TASK GOAL:
Repeat the material below exactly, with no pictures.

· · · · · · ·

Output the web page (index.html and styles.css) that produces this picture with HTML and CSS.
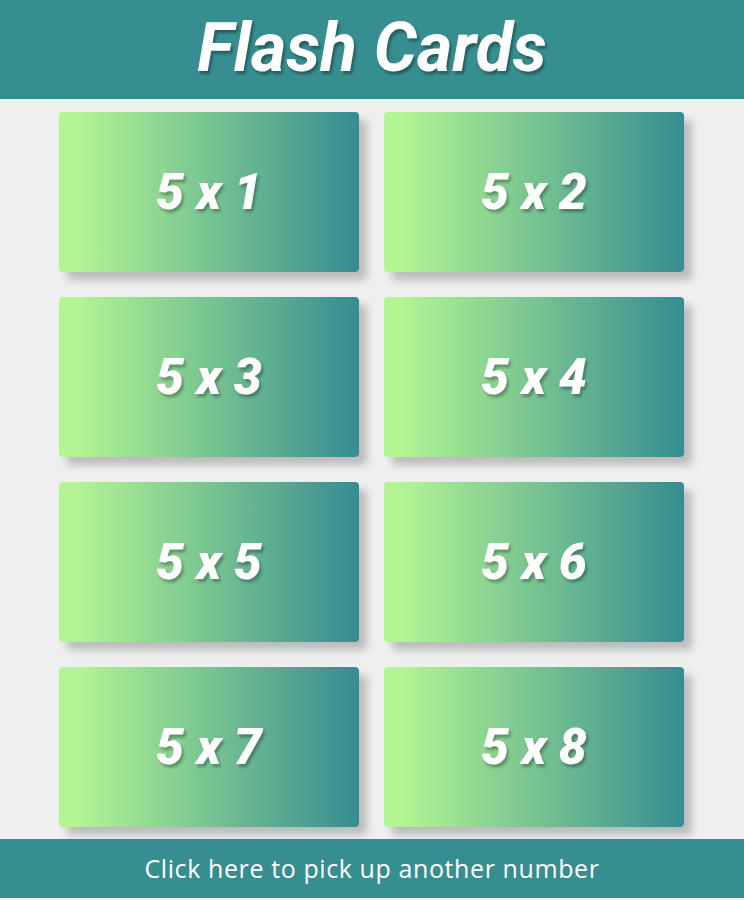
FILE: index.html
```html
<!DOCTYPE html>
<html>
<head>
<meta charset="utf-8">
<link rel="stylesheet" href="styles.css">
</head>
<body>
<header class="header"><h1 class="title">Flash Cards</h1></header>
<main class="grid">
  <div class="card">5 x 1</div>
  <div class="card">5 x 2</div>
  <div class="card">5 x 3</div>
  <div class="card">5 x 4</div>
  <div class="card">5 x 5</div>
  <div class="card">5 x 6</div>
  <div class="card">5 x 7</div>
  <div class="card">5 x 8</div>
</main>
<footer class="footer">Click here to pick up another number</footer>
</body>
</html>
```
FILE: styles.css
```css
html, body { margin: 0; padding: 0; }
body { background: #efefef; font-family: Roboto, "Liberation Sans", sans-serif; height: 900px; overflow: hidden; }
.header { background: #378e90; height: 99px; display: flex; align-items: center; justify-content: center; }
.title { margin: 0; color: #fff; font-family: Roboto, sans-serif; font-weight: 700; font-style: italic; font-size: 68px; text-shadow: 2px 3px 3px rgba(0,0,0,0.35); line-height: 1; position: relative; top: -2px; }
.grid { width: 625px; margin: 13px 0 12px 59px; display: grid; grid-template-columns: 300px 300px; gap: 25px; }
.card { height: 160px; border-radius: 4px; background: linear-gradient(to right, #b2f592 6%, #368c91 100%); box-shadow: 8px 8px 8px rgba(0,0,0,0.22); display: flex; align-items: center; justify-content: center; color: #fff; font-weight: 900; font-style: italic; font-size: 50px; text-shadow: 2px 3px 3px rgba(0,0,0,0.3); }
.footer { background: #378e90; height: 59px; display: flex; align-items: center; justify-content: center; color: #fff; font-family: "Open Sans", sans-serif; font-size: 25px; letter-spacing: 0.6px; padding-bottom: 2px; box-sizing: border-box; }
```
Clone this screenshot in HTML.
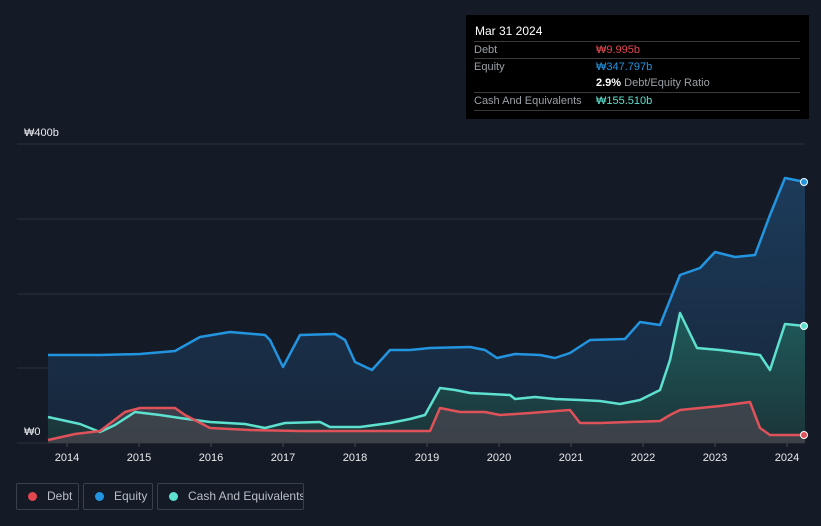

· · · · · · ·

CORRECT ANSWER:
Output the web page (index.html and styles.css) that produces this picture with HTML and CSS.
FILE: index.html
```html
<!DOCTYPE html>
<html>
<head>
<meta charset="utf-8">
<link rel="stylesheet" href="styles.css">
</head>
<body>
<header class="header"><h1 class="title">Flash Cards</h1></header>
<main class="grid">
  <div class="card">5 x 1</div>
  <div class="card">5 x 2</div>
  <div class="card">5 x 3</div>
  <div class="card">5 x 4</div>
  <div class="card">5 x 5</div>
  <div class="card">5 x 6</div>
  <div class="card">5 x 7</div>
  <div class="card">5 x 8</div>
</main>
<footer class="footer">Click here to pick up another number</footer>
</body>
</html>
```
FILE: styles.css
```css
html, body { margin: 0; padding: 0; }
body { background: #efefef; font-family: Roboto, "Liberation Sans", sans-serif; height: 900px; overflow: hidden; }
.header { background: #378e90; height: 99px; display: flex; align-items: center; justify-content: center; }
.title { margin: 0; color: #fff; font-family: Roboto, sans-serif; font-weight: 700; font-style: italic; font-size: 68px; text-shadow: 2px 3px 3px rgba(0,0,0,0.35); line-height: 1; position: relative; top: -2px; }
.grid { width: 625px; margin: 13px 0 12px 59px; display: grid; grid-template-columns: 300px 300px; gap: 25px; }
.card { height: 160px; border-radius: 4px; background: linear-gradient(to right, #b2f592 6%, #368c91 100%); box-shadow: 8px 8px 8px rgba(0,0,0,0.22); display: flex; align-items: center; justify-content: center; color: #fff; font-weight: 900; font-style: italic; font-size: 50px; text-shadow: 2px 3px 3px rgba(0,0,0,0.3); }
.footer { background: #378e90; height: 59px; display: flex; align-items: center; justify-content: center; color: #fff; font-family: "Open Sans", sans-serif; font-size: 25px; letter-spacing: 0.6px; padding-bottom: 2px; box-sizing: border-box; }
```
Clone this screenshot in HTML.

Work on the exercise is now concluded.